» TASK BRIEF:
Report only how many lines hold the word "page".

•••••

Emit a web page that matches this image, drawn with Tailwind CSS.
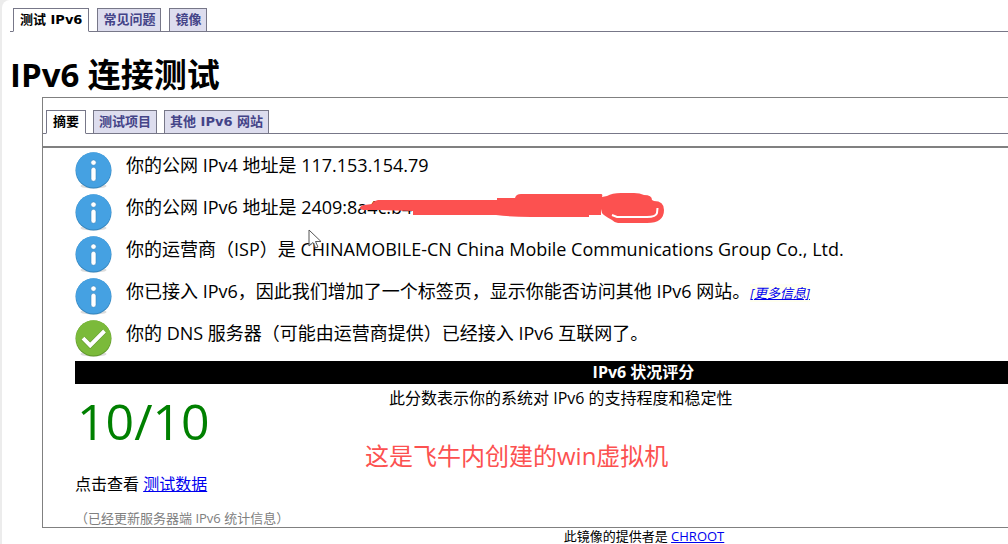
<!DOCTYPE html>
<html lang="zh-CN">
<head>
  <meta charset="UTF-8" />
  <meta name="viewport" content="width=device-width, initial-scale=1.0"/>
  <title>IPv6 连接测试</title>
  <script src="https://cdn.jsdelivr.net/npm/@tailwindcss/browser@4"></script>
</head>
<body class="bg-[#ececec] pl-[2px] overflow-x-hidden text-black font-['Open_Sans','Noto_Sans_CJK_SC',sans-serif]">

  <!-- shared icons -->
  <svg class="hidden">
    <symbol id="icon-info" viewBox="0 0 37 37">
      <ellipse cx="18.5" cy="34" rx="13" ry="2.5" fill="#dcdcdc"/>
      <circle cx="18.5" cy="18.5" r="18" fill="#3485bd"/>
      <circle cx="18.5" cy="17.9" r="17.6" fill="#45a1e2"/>
      <circle cx="18.5" cy="10.6" r="2.7" fill="#fff" stroke="#3b87bd" stroke-width=".6"/>
      <rect x="16" y="15.3" width="5" height="14" rx="2.5" fill="#fff" stroke="#3b87bd" stroke-width=".6"/>
    </symbol>
    <symbol id="icon-ok" viewBox="0 0 37 37">
      <ellipse cx="18.5" cy="34" rx="13" ry="2.5" fill="#dcdcdc"/>
      <circle cx="18.5" cy="18.5" r="18" fill="#5f962a"/>
      <circle cx="18.5" cy="17.9" r="17.6" fill="#7bba3a"/>
      <path d="M8 18.2l7.2 7.2L29.5 11" fill="none" stroke="#5c9228" stroke-width="5"/>
      <path d="M8 18.2l7.2 7.2L29.5 11" fill="none" stroke="#fff" stroke-width="4"/>
    </symbol>
  </svg>

  <div class="relative min-h-screen bg-white rounded-tl-lg pt-2 pl-2">

    <!-- top tabs -->
    <nav class="flex gap-2 pl-[3px] border-b border-[#777788] font-['DejaVu_Sans','Noto_Sans_CJK_SC',sans-serif] text-[13px] leading-[22px] font-bold">
      <a href="#" class="-mb-px border border-[#777788] border-b-white bg-white px-[6px]">测试 IPv6</a>
      <a href="#" class="border border-b-0 border-[#777788] bg-[#ddddee] text-[#444488] px-[5px]">常见问题</a>
      <a href="#" class="border border-b-0 border-[#777788] bg-[#ddddee] text-[#444488] px-[5px]">镜像</a>
    </nav>

    <h1 class="mt-[21px] text-[33px] leading-[44px] font-bold">IPv6 连接测试</h1>

    <main class="ml-8 border border-r-0 border-[#808080] pt-3">
      <nav class="flex gap-[7px] pl-[3px] border-b border-[#777788] font-['DejaVu_Sans','Noto_Sans_CJK_SC',sans-serif] text-[13px] leading-[22px] font-bold">
        <a href="#" class="-mb-px border border-[#777788] border-b-white bg-white px-[6px]">摘要</a>
        <a href="#" class="border border-b-0 border-[#777788] bg-[#ddddee] text-[#444488] px-[5px]">测试项目</a>
        <a href="#" class="border border-b-0 border-[#777788] bg-[#ddddee] text-[#444488] px-[5px]">其他 IPv6 网站</a>
      </nav>

      <section class="mt-3 border-t-2 border-[#808080] pl-8 pt-[3px]">
        <ul class="text-[18px] leading-[28px]">
          <li class="flex h-[42px] gap-[14px]">
            <svg class="w-[37px] h-[37px] mt-px shrink-0"><use href="#icon-info"/></svg>
            <span>你的公网 IPv4 地址是 117.153.154.79</span>
          </li>
          <li class="flex h-[42px] gap-[14px]">
            <svg class="w-[37px] h-[37px] mt-px shrink-0"><use href="#icon-info"/></svg>
            <span>你的公网 IPv6 地址是 2409:8a4c:b4</span>
          </li>
          <li class="flex h-[42px] gap-[14px]">
            <svg class="w-[37px] h-[37px] mt-px shrink-0"><use href="#icon-info"/></svg>
            <span>你的运营商（ISP）是 CHINAMOBILE-CN China Mobile Communications Group Co., Ltd.</span>
          </li>
          <li class="flex h-[42px] gap-[14px]">
            <svg class="w-[37px] h-[37px] mt-px shrink-0"><use href="#icon-info"/></svg>
            <span>你已接入 IPv6，因此我们增加了一个标签页，显示你能否访问其他 IPv6 网站。<a href="#" class="bg-[#fffff0] text-[13px] italic underline text-[#0000ee]">[更多信息]</a></span>
          </li>
          <li class="flex h-[42px] gap-[14px]">
            <svg class="w-[37px] h-[37px] mt-px shrink-0"><use href="#icon-ok"/></svg>
            <span>你的 DNS 服务器（可能由运营商提供）已经接入 IPv6 互联网了。</span>
          </li>
        </ul>

        <h2 class="bg-black text-white text-center text-[16px] leading-[23px] font-bold pl-[204px]">IPv6 状况评分</h2>

        <div class="flex text-[16px] leading-[28px]">
          <div class="w-[314px] text-[50px] leading-[74px] text-[#008000] pl-[2px]">10/10</div>
          <p>此分数表示你的系统对 IPv6 的支持程度和稳定性</p>
        </div>
        <p class="mt-3 text-[16px] leading-[28px]">点击查看 <a href="#" class="underline text-[#0000ee]">测试数据</a></p>
        <p class="mt-[11px] text-[13px] leading-[18px] text-[#808080]">（已经更新服务器端 IPv6 统计信息）</p>
      </section>
    </main>

    <footer class="text-center text-[13px] leading-[16px] pl-[270px]">此镜像的提供者是 <a href="#" class="underline text-[#0000ee]">CHROOT</a></footer>

    <!-- hand-drawn marks over the page -->
    <svg class="absolute left-[358px] top-[190px] w-[308px] h-[36px]" viewBox="360 190 308 36" fill="#fc5150">
      <path d="M360 209q-1-3 4-4l8-1q1-3 6-4h119v-2h18q1-4 6-4h80q2 0 1 3l5-1q5-3 14-3h13q6 0 10 2 8 0 8 5l2 1q10 0 10 9 0 13-17 13h-29q-3 0-6-3-9-5-10-7l-1-4v6h-12v2h-58q-20 0-35-2h-83v-4l-35-1h-13q-4 0-5-2z"/>
      <path d="M612 215l5 2h30q9 0 10-4l.5-5" fill="none" stroke="#fff" stroke-width="2"/>
    </svg>
    <svg class="absolute left-[306px] top-[229px] w-[14px] h-[20px]" viewBox="0 0 14 20">
      <path d="M1 1v16l4-3.500 2.500 5.500 2.500-1-2.500-5.500H13z" fill="#fff" fill-opacity=".7" stroke="#555" stroke-width="1"/>
    </svg>
    <p class="absolute left-[363px] top-[438px] text-[24px] leading-[36px] text-[#fc5150] whitespace-nowrap">这是飞牛内创建的win虚拟机</p>
  </div>
</body>
</html>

•••••

» FINAL RESULT:
2